● AVAILABLE DATA
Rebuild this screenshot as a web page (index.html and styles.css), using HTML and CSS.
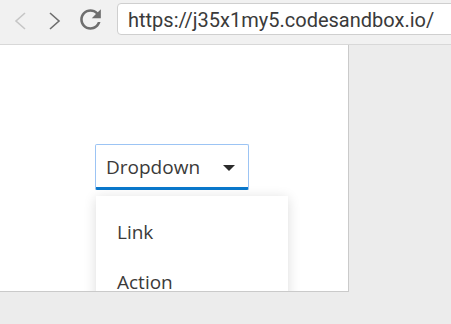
FILE: index.html
```html
<!DOCTYPE html>
<html lang="en-US">
<head>
  <meta charset="UTF-8">
  <title>Dropdown</title>
  <link rel="stylesheet" href="styles.css">
</head>
<body>
  <header class="toolbar">
    <svg class="nav back" width="14" height="20" viewBox="0 0 14 20"><polyline points="12,2 3,10 12,18"/></svg>
    <svg class="nav forward" width="14" height="20" viewBox="0 0 14 20"><polyline points="2,2 11,10 2,18"/></svg>
    <svg class="reload" width="31" height="31" viewBox="0 0 24 24"><path d="M17.65 6.35C16.2 4.9 14.21 4 12 4c-4.42 0-7.99 3.58-7.99 8s3.57 8 7.99 8c3.73 0 6.84-2.55 7.73-6h-2.08c-.82 2.33-3.04 4-5.65 4-3.31 0-6-2.69-6-6s2.69-6 6-6c1.66 0 3.14.69 4.22 1.78L13 11h7V4l-2.35 2.35z"/></svg>
    <div class="url">https://j35x1my5.codesandbox.io/</div>
  </header>
  <main class="frame">
    <div class="dropdown">
      <button class="dropdown-toggle">
        <span>Dropdown</span>
        <i class="caret"></i>
      </button>
      <ul class="menu">
        <li>Link</li>
        <li>Action</li>
      </ul>
    </div>
  </main>
</body>
</html>
```

FILE: styles.css
```css
html, body {
  margin: 0;
  height: 100%;
  overflow: hidden;
}
body {
  background: #ececec;
  font-family: "Open Sans", "Noto Sans", sans-serif;
}

/* browser chrome */
.toolbar {
  display: flex;
  align-items: center;
  height: 44px;
  background: #f1f1f1;
  border-bottom: 1px solid #d8d8d8;
  padding-left: 13px;
  overflow: hidden;
}
.toolbar > * { flex: none; }
.nav {
  fill: none;
  stroke-width: 1.6;
  margin-top: -2px;
}
.nav.back { stroke: #c6c6c6; }
.nav.forward { stroke: #6e6e6e; margin-left: 21px; }
.reload {
  fill: #6e6e6e;
  margin: -6px 0 0 13px;
}
.url {
  margin-left: 11px;
  margin-bottom: 6px;
  width: 420px;
  height: 29px;
  line-height: 30px;
  padding: 1px 0 0 10px;
  background: #fff;
  border: 1px solid #cfcfcf;
  border-radius: 4px;
  font-family: Roboto, "Liberation Sans", sans-serif;
  font-size: 20px;
  color: #3a3a3a;
  white-space: nowrap;
}

/* page viewport */
.frame {
  display: block;
  width: 349px;
  height: 247px;
  background: #fff;
  border-right: 1px solid #cacaca;
  border-bottom: 1px solid #cacaca;
  overflow: hidden;
  padding: 99px 0 0 95px;
  box-sizing: border-box;
}
.dropdown-toggle {
  display: flex;
  align-items: center;
  justify-content: space-between;
  width: 154px;
  height: 46px;
  padding: 2px 13px 0 10px;
  background: #fff;
  border: 1px solid #9cc4f4;
  border-bottom: 3px solid #0a78cc;
  border-radius: 2px;
  font: 19px "Open Sans", "Noto Sans", sans-serif;
  color: #3b3a39;
  box-sizing: border-box;
}
.caret {
  border-left: 6px solid transparent;
  border-right: 6px solid transparent;
  border-top: 6px solid #2b2b2b;
  margin-top: 1px;
}
.menu {
  list-style: none;
  margin: 6px 0 0 1px;
  padding: 11px 0 0;
  width: 192px;
  background: #fff;
  box-shadow: 0 2px 12px rgba(0, 0, 0, 0.14);
}
.menu li {
  padding-left: 21px;
  height: 50px;
  line-height: 50px;
  font-size: 19px;
  color: #3b3a39;
}
```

● PROBLEM DESCRIPTION
Omit each picture, then return all of the listing exactly as it stands.

● EXERCISE OUTPUT
Rebuild this screenshot as a web page (index.html and styles.css), using HTML and CSS.
FILE: index.html
```html
<!DOCTYPE html>
<html lang="en-US">
<head>
  <meta charset="UTF-8">
  <title>Dropdown</title>
  <link rel="stylesheet" href="styles.css">
</head>
<body>
  <header class="toolbar">
    <svg class="nav back" width="14" height="20" viewBox="0 0 14 20"><polyline points="12,2 3,10 12,18"/></svg>
    <svg class="nav forward" width="14" height="20" viewBox="0 0 14 20"><polyline points="2,2 11,10 2,18"/></svg>
    <svg class="reload" width="31" height="31" viewBox="0 0 24 24"><path d="M17.65 6.35C16.2 4.9 14.21 4 12 4c-4.42 0-7.99 3.58-7.99 8s3.57 8 7.99 8c3.73 0 6.84-2.55 7.73-6h-2.08c-.82 2.33-3.04 4-5.65 4-3.31 0-6-2.69-6-6s2.69-6 6-6c1.66 0 3.14.69 4.22 1.78L13 11h7V4l-2.35 2.35z"/></svg>
    <div class="url">https://j35x1my5.codesandbox.io/</div>
  </header>
  <main class="frame">
    <div class="dropdown">
      <button class="dropdown-toggle">
        <span>Dropdown</span>
        <i class="caret"></i>
      </button>
      <ul class="menu">
        <li>Link</li>
        <li>Action</li>
      </ul>
    </div>
  </main>
</body>
</html>
```

FILE: styles.css
```css
html, body {
  margin: 0;
  height: 100%;
  overflow: hidden;
}
body {
  background: #ececec;
  font-family: "Open Sans", "Noto Sans", sans-serif;
}

/* browser chrome */
.toolbar {
  display: flex;
  align-items: center;
  height: 44px;
  background: #f1f1f1;
  border-bottom: 1px solid #d8d8d8;
  padding-left: 13px;
  overflow: hidden;
}
.toolbar > * { flex: none; }
.nav {
  fill: none;
  stroke-width: 1.6;
  margin-top: -2px;
}
.nav.back { stroke: #c6c6c6; }
.nav.forward { stroke: #6e6e6e; margin-left: 21px; }
.reload {
  fill: #6e6e6e;
  margin: -6px 0 0 13px;
}
.url {
  margin-left: 11px;
  margin-bottom: 6px;
  width: 420px;
  height: 29px;
  line-height: 30px;
  padding: 1px 0 0 10px;
  background: #fff;
  border: 1px solid #cfcfcf;
  border-radius: 4px;
  font-family: Roboto, "Liberation Sans", sans-serif;
  font-size: 20px;
  color: #3a3a3a;
  white-space: nowrap;
}

/* page viewport */
.frame {
  display: block;
  width: 349px;
  height: 247px;
  background: #fff;
  border-right: 1px solid #cacaca;
  border-bottom: 1px solid #cacaca;
  overflow: hidden;
  padding: 99px 0 0 95px;
  box-sizing: border-box;
}
.dropdown-toggle {
  display: flex;
  align-items: center;
  justify-content: space-between;
  width: 154px;
  height: 46px;
  padding: 2px 13px 0 10px;
  background: #fff;
  border: 1px solid #9cc4f4;
  border-bottom: 3px solid #0a78cc;
  border-radius: 2px;
  font: 19px "Open Sans", "Noto Sans", sans-serif;
  color: #3b3a39;
  box-sizing: border-box;
}
.caret {
  border-left: 6px solid transparent;
  border-right: 6px solid transparent;
  border-top: 6px solid #2b2b2b;
  margin-top: 1px;
}
.menu {
  list-style: none;
  margin: 6px 0 0 1px;
  padding: 11px 0 0;
  width: 192px;
  background: #fff;
  box-shadow: 0 2px 12px rgba(0, 0, 0, 0.14);
}
.menu li {
  padding-left: 21px;
  height: 50px;
  line-height: 50px;
  font-size: 19px;
  color: #3b3a39;
}
```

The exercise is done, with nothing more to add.